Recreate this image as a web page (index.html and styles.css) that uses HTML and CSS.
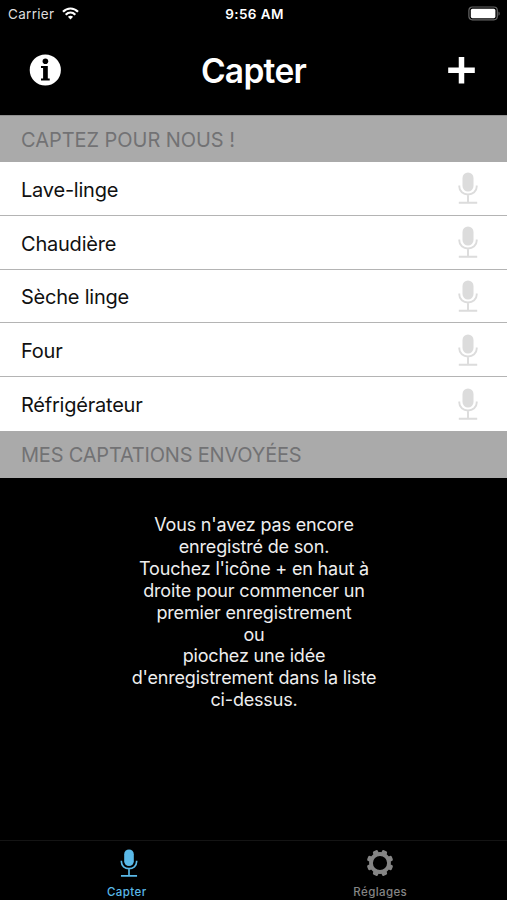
FILE: index.html
```html
<!DOCTYPE html>
<html lang="fr">
<head>
    <meta charset="UTF-8">
    <meta name="viewport" content="width=device-width, initial-scale=1.0">
    <title>Capter</title>
    <link rel="stylesheet" href="styles.css">
</head>
<body>
    <svg class="symbols" width="0" height="0">
        <symbol id="mic" viewBox="0 0 20 32">
            <rect x="4.5" y="0.5" width="11" height="19" rx="5.5" fill="currentColor"/>
            <path d="M1.3 13.5v1.2c0 4.6 3.9 7.8 8.7 7.8s8.7-3.2 8.7-7.8v-1.2M10 22.5V31M0.8 30.7h18.4" fill="none" stroke="currentColor" stroke-width="1.9"/>
        </symbol>
    </svg>

    <header class="header">
        <div class="status-bar">
            <div class="status-left">
                <span class="carrier">Carrier</span>
                <svg class="wifi" width="17" height="13" viewBox="0 0 17 13" fill="none" stroke="#fff" stroke-width="2.2">
                    <path d="M1 4.8c4.3-4.4 10.7-4.4 15 0M3.7 7.7c2.8-2.7 6.8-2.7 9.6 0"/>
                    <path d="M5.9 9.8c1.6-1.3 3.6-1.3 5.2 0l-2.6 2.7z" fill="#fff" stroke="none"/>
                </svg>
            </div>
            <span class="time">9:56 AM</span>
            <div class="status-right">
                <svg width="33" height="16" viewBox="0 0 33 16">
                    <rect x="0.9" y="1" width="28.4" height="12.8" rx="3.5" fill="none" stroke="#666" stroke-width="1.2"/>
                    <rect x="2.8" y="2.8" width="24.6" height="9.4" rx="1.6" fill="#fff"/>
                    <path d="M30.5 5.5c1.6.6 1.6 3.7 0 4.3z" fill="#666"/>
                </svg>
            </div>
        </div>
        <div class="nav-bar">
            <button class="nav-button" aria-label="Informations">
                <svg width="32" height="32" viewBox="0 0 32 32">
                    <circle cx="16.3" cy="16" r="15.6" fill="#fff"/>
                    <circle cx="16.4" cy="7.3" r="2.8" fill="#000"/>
                    <path d="M12 12h6.8v12.6h1.9v1.9H12v-1.9h2.1V13.9H12z" fill="#000"/>
                </svg>
            </button>
            <h1 class="title">Capter</h1>
            <button class="nav-button" aria-label="Ajouter">
                <svg width="28" height="28" viewBox="0 0 28 28">
                    <path d="M13.5 1v26.6M.2 14.3h26.6" stroke="#fff" stroke-width="5.5"/>
                </svg>
            </button>
        </div>
    </header>

    <main class="content">
        <h2 class="section-title">CAPTEZ POUR NOUS !</h2>
        <ul class="ideas">
            <li><span>Lave-linge</span><svg class="row-mic"><use href="#mic"/></svg></li>
            <li><span>Chaudière</span><svg class="row-mic"><use href="#mic"/></svg></li>
            <li><span>Sèche linge</span><svg class="row-mic"><use href="#mic"/></svg></li>
            <li><span>Four</span><svg class="row-mic"><use href="#mic"/></svg></li>
            <li><span>Réfrigérateur</span><svg class="row-mic"><use href="#mic"/></svg></li>
        </ul>
        <h2 class="section-title sent">MES CAPTATIONS ENVOYÉES</h2>
        <p class="empty">
            Vous n'avez pas encore<br>
            enregistré de son.<br>
            Touchez l'icône + en haut à<br>
            droite pour commencer un<br>
            premier enregistrement<br>
            ou<br>
            piochez une idée<br>
            d'enregistrement dans la liste<br>
            ci-dessus.
        </p>
    </main>

    <nav class="tab-bar">
        <a class="tab active">
            <svg class="tab-mic"><use href="#mic"/></svg>
            <span>Capter</span>
        </a>
        <a class="tab">
            <svg class="gear" width="28" height="28" viewBox="-14 -14 28 28" fill="none" stroke="currentColor">
                <circle r="9" stroke-width="3.8"/>
                <g stroke-width="3" stroke-linejoin="round">
                    <path id="teeth" d="M-1.2-9.5v-2.3h2.4v2.3zM-1.2 9.5v2.3h2.4V9.5zM-9.5-1.2h-2.3v2.4h2.3zM9.5-1.2h2.3v2.4H9.5z" transform="rotate(22.5)"/>
                    <use href="#teeth" transform="rotate(45)"/>
                </g>
            </svg>
            <span>Réglages</span>
        </a>
    </nav>
</body>
</html>
```

FILE: styles.css
```css
* {
    box-sizing: border-box;
}

body {
    margin: 0;
    height: 900px;
    display: flex;
    flex-direction: column;
    overflow: hidden;
    background: #000;
    color: #fff;
    font-family: Inter, "Liberation Sans", sans-serif;
}

.symbols {
    display: none;
}

.header {
    height: 115px;
}

.status-bar {
    height: 27px;
    padding: 0 6px 0 8px;
    display: grid;
    grid-template-columns: 1fr auto 1fr;
    align-items: center;
    font-size: 13.5px;
}

.status-left {
    display: flex;
    align-items: center;
    gap: 8px;
}

.carrier {
    color: #ddd;
    letter-spacing: 0.3px;
}

.time {
    font-weight: 600;
    letter-spacing: 0.4px;
}

.status-right {
    display: flex;
    justify-content: flex-end;
}

.nav-bar {
    height: 88px;
    padding: 0 31px 2px 29px;
    display: flex;
    align-items: center;
    justify-content: space-between;
}

.nav-button {
    display: flex;
    padding: 0;
    border: none;
    background: none;
}

.title {
    margin: 0;
    padding: 2px 2px 0 0;
    font-size: 33.5px;
    font-weight: 600;
    letter-spacing: -0.7px;
}

.content {
    flex: 1;
}

.section-title {
    margin: 0;
    height: 47px;
    padding: 1px 21px 0;
    background: #aaa;
    border-top: 1px solid #8f8f8f;
    color: #727274;
    font-size: 20px;
    font-weight: 400;
    line-height: 47px;
    letter-spacing: -0.05px;
}

.sent {
    border-top: none;
    letter-spacing: -0.2px;
}

.ideas {
    margin: 0;
    padding: 0;
    list-style: none;
    background: #fff;
    color: #111;
}

.ideas li {
    height: 53.8px;
    padding: 0 29px 0 21px;
    display: flex;
    align-items: center;
    justify-content: space-between;
    font-size: 20px;
    letter-spacing: -0.22px;
    border-bottom: 1px solid #b4b4b4;
}

.ideas li span {
    padding-top: 3px;
}

.ideas li:last-child {
    border-bottom-color: transparent;
}

.row-mic {
    width: 20px;
    height: 32px;
    color: #dcdcdc;
}

.empty {
    margin: 36px 0 0;
    padding-left: 1px;
    text-align: center;
    font-size: 18px;
    line-height: 21.9px;
    letter-spacing: -0.18px;
    color: #eee;
}

.tab-bar {
    height: 60px;
    display: flex;
    border-top: 1px solid #141414;
}

.tab {
    flex: 1;
    display: flex;
    flex-direction: column;
    align-items: center;
    padding-top: 8px;
    color: #858585;
    font-size: 11.5px;
    font-weight: 500;
    letter-spacing: 0.4px;
}

.tab span {
    margin-top: 7px;
    line-height: 16px;
}

.tab-mic {
    width: 28px;
    height: 28px;
    margin-left: 4px;
}

.active {
    color: #5ab9e8;
}
```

● **Task goal**:
Leave out the pictures and transcribe everything else exactly.

● **Answer to this problem**:
Recreate this image as a web page (index.html and styles.css) that uses HTML and CSS.
FILE: index.html
```html
<!DOCTYPE html>
<html lang="fr">
<head>
    <meta charset="UTF-8">
    <meta name="viewport" content="width=device-width, initial-scale=1.0">
    <title>Capter</title>
    <link rel="stylesheet" href="styles.css">
</head>
<body>
    <svg class="symbols" width="0" height="0">
        <symbol id="mic" viewBox="0 0 20 32">
            <rect x="4.5" y="0.5" width="11" height="19" rx="5.5" fill="currentColor"/>
            <path d="M1.3 13.5v1.2c0 4.6 3.9 7.8 8.7 7.8s8.7-3.2 8.7-7.8v-1.2M10 22.5V31M0.8 30.7h18.4" fill="none" stroke="currentColor" stroke-width="1.9"/>
        </symbol>
    </svg>

    <header class="header">
        <div class="status-bar">
            <div class="status-left">
                <span class="carrier">Carrier</span>
                <svg class="wifi" width="17" height="13" viewBox="0 0 17 13" fill="none" stroke="#fff" stroke-width="2.2">
                    <path d="M1 4.8c4.3-4.4 10.7-4.4 15 0M3.7 7.7c2.8-2.7 6.8-2.7 9.6 0"/>
                    <path d="M5.9 9.8c1.6-1.3 3.6-1.3 5.2 0l-2.6 2.7z" fill="#fff" stroke="none"/>
                </svg>
            </div>
            <span class="time">9:56 AM</span>
            <div class="status-right">
                <svg width="33" height="16" viewBox="0 0 33 16">
                    <rect x="0.9" y="1" width="28.4" height="12.8" rx="3.5" fill="none" stroke="#666" stroke-width="1.2"/>
                    <rect x="2.8" y="2.8" width="24.6" height="9.4" rx="1.6" fill="#fff"/>
                    <path d="M30.5 5.5c1.6.6 1.6 3.7 0 4.3z" fill="#666"/>
                </svg>
            </div>
        </div>
        <div class="nav-bar">
            <button class="nav-button" aria-label="Informations">
                <svg width="32" height="32" viewBox="0 0 32 32">
                    <circle cx="16.3" cy="16" r="15.6" fill="#fff"/>
                    <circle cx="16.4" cy="7.3" r="2.8" fill="#000"/>
                    <path d="M12 12h6.8v12.6h1.9v1.9H12v-1.9h2.1V13.9H12z" fill="#000"/>
                </svg>
            </button>
            <h1 class="title">Capter</h1>
            <button class="nav-button" aria-label="Ajouter">
                <svg width="28" height="28" viewBox="0 0 28 28">
                    <path d="M13.5 1v26.6M.2 14.3h26.6" stroke="#fff" stroke-width="5.5"/>
                </svg>
            </button>
        </div>
    </header>

    <main class="content">
        <h2 class="section-title">CAPTEZ POUR NOUS !</h2>
        <ul class="ideas">
            <li><span>Lave-linge</span><svg class="row-mic"><use href="#mic"/></svg></li>
            <li><span>Chaudière</span><svg class="row-mic"><use href="#mic"/></svg></li>
            <li><span>Sèche linge</span><svg class="row-mic"><use href="#mic"/></svg></li>
            <li><span>Four</span><svg class="row-mic"><use href="#mic"/></svg></li>
            <li><span>Réfrigérateur</span><svg class="row-mic"><use href="#mic"/></svg></li>
        </ul>
        <h2 class="section-title sent">MES CAPTATIONS ENVOYÉES</h2>
        <p class="empty">
            Vous n'avez pas encore<br>
            enregistré de son.<br>
            Touchez l'icône + en haut à<br>
            droite pour commencer un<br>
            premier enregistrement<br>
            ou<br>
            piochez une idée<br>
            d'enregistrement dans la liste<br>
            ci-dessus.
        </p>
    </main>

    <nav class="tab-bar">
        <a class="tab active">
            <svg class="tab-mic"><use href="#mic"/></svg>
            <span>Capter</span>
        </a>
        <a class="tab">
            <svg class="gear" width="28" height="28" viewBox="-14 -14 28 28" fill="none" stroke="currentColor">
                <circle r="9" stroke-width="3.8"/>
                <g stroke-width="3" stroke-linejoin="round">
                    <path id="teeth" d="M-1.2-9.5v-2.3h2.4v2.3zM-1.2 9.5v2.3h2.4V9.5zM-9.5-1.2h-2.3v2.4h2.3zM9.5-1.2h2.3v2.4H9.5z" transform="rotate(22.5)"/>
                    <use href="#teeth" transform="rotate(45)"/>
                </g>
            </svg>
            <span>Réglages</span>
        </a>
    </nav>
</body>
</html>
```

FILE: styles.css
```css
* {
    box-sizing: border-box;
}

body {
    margin: 0;
    height: 900px;
    display: flex;
    flex-direction: column;
    overflow: hidden;
    background: #000;
    color: #fff;
    font-family: Inter, "Liberation Sans", sans-serif;
}

.symbols {
    display: none;
}

.header {
    height: 115px;
}

.status-bar {
    height: 27px;
    padding: 0 6px 0 8px;
    display: grid;
    grid-template-columns: 1fr auto 1fr;
    align-items: center;
    font-size: 13.5px;
}

.status-left {
    display: flex;
    align-items: center;
    gap: 8px;
}

.carrier {
    color: #ddd;
    letter-spacing: 0.3px;
}

.time {
    font-weight: 600;
    letter-spacing: 0.4px;
}

.status-right {
    display: flex;
    justify-content: flex-end;
}

.nav-bar {
    height: 88px;
    padding: 0 31px 2px 29px;
    display: flex;
    align-items: center;
    justify-content: space-between;
}

.nav-button {
    display: flex;
    padding: 0;
    border: none;
    background: none;
}

.title {
    margin: 0;
    padding: 2px 2px 0 0;
    font-size: 33.5px;
    font-weight: 600;
    letter-spacing: -0.7px;
}

.content {
    flex: 1;
}

.section-title {
    margin: 0;
    height: 47px;
    padding: 1px 21px 0;
    background: #aaa;
    border-top: 1px solid #8f8f8f;
    color: #727274;
    font-size: 20px;
    font-weight: 400;
    line-height: 47px;
    letter-spacing: -0.05px;
}

.sent {
    border-top: none;
    letter-spacing: -0.2px;
}

.ideas {
    margin: 0;
    padding: 0;
    list-style: none;
    background: #fff;
    color: #111;
}

.ideas li {
    height: 53.8px;
    padding: 0 29px 0 21px;
    display: flex;
    align-items: center;
    justify-content: space-between;
    font-size: 20px;
    letter-spacing: -0.22px;
    border-bottom: 1px solid #b4b4b4;
}

.ideas li span {
    padding-top: 3px;
}

.ideas li:last-child {
    border-bottom-color: transparent;
}

.row-mic {
    width: 20px;
    height: 32px;
    color: #dcdcdc;
}

.empty {
    margin: 36px 0 0;
    padding-left: 1px;
    text-align: center;
    font-size: 18px;
    line-height: 21.9px;
    letter-spacing: -0.18px;
    color: #eee;
}

.tab-bar {
    height: 60px;
    display: flex;
    border-top: 1px solid #141414;
}

.tab {
    flex: 1;
    display: flex;
    flex-direction: column;
    align-items: center;
    padding-top: 8px;
    color: #858585;
    font-size: 11.5px;
    font-weight: 500;
    letter-spacing: 0.4px;
}

.tab span {
    margin-top: 7px;
    line-height: 16px;
}

.tab-mic {
    width: 28px;
    height: 28px;
    margin-left: 4px;
}

.active {
    color: #5ab9e8;
}
```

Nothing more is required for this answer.